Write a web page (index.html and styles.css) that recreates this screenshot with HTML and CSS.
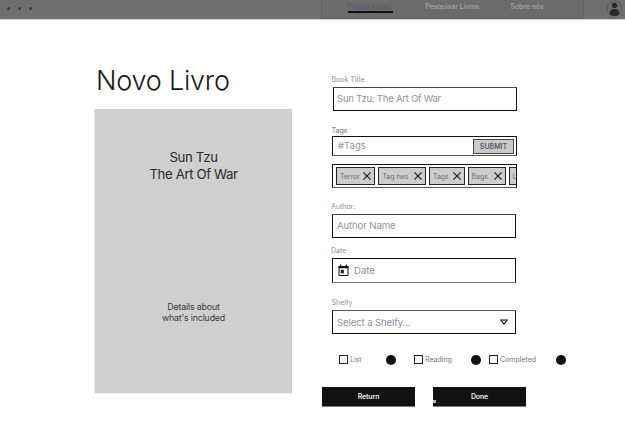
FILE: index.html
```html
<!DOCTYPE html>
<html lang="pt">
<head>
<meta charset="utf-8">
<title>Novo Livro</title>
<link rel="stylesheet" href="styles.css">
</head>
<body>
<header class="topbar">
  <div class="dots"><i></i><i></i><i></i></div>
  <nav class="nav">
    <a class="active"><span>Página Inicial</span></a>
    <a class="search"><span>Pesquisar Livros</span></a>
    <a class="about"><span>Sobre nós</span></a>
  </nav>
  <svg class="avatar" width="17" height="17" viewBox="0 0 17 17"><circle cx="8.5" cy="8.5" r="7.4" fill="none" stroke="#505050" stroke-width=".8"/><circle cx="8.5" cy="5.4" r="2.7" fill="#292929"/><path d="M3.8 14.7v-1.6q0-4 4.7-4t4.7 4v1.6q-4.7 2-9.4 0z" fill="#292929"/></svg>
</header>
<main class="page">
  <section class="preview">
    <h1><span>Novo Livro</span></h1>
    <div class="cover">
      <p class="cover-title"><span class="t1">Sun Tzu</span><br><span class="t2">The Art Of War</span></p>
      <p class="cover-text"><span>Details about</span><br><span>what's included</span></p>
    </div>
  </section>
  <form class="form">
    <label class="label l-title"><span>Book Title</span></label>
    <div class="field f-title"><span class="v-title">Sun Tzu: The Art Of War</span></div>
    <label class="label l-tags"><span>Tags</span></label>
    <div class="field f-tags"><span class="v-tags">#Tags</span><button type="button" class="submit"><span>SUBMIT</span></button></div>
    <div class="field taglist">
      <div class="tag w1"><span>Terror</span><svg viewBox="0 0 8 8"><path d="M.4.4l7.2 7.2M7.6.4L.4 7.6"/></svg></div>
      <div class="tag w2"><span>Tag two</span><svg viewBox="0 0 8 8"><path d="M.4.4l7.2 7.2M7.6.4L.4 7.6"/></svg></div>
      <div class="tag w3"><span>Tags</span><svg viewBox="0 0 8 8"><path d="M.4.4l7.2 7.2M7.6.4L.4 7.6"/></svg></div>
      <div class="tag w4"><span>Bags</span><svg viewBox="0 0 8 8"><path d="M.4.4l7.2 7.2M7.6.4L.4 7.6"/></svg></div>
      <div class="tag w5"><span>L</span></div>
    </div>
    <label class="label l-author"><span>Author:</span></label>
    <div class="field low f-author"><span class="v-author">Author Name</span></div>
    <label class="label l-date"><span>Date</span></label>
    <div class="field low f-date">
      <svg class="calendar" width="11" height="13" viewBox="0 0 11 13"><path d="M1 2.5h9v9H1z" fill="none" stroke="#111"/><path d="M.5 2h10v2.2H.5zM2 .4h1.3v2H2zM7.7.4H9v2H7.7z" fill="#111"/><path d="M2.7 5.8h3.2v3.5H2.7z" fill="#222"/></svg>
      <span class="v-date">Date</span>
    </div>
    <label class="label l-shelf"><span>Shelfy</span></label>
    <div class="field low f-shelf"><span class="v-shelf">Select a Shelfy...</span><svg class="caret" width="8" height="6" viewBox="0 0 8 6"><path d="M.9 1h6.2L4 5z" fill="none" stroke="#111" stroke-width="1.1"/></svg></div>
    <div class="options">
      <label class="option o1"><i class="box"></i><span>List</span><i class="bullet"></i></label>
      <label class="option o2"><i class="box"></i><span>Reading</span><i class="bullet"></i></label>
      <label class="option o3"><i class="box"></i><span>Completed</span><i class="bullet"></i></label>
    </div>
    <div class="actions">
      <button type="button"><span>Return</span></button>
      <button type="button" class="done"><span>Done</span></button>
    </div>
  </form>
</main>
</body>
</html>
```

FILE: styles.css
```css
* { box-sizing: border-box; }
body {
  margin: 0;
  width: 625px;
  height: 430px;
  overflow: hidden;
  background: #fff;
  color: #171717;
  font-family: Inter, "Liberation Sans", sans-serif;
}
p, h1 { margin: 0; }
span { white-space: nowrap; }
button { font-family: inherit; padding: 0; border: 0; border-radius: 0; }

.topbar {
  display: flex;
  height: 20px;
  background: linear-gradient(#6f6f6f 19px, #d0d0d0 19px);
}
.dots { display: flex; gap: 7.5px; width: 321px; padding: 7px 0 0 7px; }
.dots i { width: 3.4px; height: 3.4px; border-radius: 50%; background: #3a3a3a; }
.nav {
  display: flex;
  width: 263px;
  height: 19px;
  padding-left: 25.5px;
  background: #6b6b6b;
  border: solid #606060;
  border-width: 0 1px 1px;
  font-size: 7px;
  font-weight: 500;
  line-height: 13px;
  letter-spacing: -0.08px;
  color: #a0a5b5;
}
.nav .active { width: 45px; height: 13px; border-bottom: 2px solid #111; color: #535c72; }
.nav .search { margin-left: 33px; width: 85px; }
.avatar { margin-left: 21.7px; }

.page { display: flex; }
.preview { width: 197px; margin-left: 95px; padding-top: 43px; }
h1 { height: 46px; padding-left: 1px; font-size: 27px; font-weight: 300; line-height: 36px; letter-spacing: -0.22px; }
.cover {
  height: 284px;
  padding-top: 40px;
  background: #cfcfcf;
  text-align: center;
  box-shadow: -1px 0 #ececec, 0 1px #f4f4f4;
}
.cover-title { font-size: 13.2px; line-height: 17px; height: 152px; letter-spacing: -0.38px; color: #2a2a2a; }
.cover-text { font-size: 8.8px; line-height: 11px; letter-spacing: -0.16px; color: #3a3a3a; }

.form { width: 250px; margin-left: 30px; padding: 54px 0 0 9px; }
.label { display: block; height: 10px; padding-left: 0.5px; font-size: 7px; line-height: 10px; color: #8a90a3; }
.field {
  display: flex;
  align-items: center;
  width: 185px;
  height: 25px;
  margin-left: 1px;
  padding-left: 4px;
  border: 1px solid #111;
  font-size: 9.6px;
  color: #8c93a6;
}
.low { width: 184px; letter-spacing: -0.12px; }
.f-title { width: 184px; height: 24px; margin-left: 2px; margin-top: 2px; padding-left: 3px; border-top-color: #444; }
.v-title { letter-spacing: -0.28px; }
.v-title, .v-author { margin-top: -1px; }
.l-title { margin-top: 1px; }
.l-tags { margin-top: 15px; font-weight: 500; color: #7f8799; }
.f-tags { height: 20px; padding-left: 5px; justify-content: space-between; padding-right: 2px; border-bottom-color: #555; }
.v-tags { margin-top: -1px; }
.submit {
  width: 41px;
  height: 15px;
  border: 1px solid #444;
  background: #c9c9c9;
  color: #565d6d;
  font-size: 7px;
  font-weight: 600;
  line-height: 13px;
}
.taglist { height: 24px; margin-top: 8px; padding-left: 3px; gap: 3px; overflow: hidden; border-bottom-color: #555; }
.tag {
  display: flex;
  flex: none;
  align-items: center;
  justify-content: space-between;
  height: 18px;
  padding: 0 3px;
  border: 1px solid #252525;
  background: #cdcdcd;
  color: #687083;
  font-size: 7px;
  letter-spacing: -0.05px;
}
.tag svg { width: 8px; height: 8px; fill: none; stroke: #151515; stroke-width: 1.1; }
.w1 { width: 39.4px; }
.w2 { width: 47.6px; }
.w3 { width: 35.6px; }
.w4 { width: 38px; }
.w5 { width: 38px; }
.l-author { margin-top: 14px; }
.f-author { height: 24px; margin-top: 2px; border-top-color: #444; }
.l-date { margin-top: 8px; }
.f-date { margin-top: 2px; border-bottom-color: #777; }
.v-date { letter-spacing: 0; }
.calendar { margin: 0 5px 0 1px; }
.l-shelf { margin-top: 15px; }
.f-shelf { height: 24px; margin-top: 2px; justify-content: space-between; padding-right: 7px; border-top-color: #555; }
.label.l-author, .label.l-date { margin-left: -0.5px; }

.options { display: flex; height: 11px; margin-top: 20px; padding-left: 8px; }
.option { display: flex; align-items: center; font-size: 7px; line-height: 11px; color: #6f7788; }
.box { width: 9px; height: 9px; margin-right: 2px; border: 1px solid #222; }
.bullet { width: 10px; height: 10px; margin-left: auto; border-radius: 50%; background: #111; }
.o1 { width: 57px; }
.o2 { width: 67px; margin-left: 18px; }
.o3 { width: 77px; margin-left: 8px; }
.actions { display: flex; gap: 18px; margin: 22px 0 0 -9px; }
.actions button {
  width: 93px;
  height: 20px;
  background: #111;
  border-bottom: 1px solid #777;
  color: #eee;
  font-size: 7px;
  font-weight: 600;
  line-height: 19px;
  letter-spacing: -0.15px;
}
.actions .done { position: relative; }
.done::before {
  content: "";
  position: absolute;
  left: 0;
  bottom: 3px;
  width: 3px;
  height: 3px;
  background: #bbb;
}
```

**Set task**
Take every line containing the word "page" and copy it.

**Output below**
Write a web page (index.html and styles.css) that recreates this screenshot with HTML and CSS.
<main class="page">
.page { display: flex; }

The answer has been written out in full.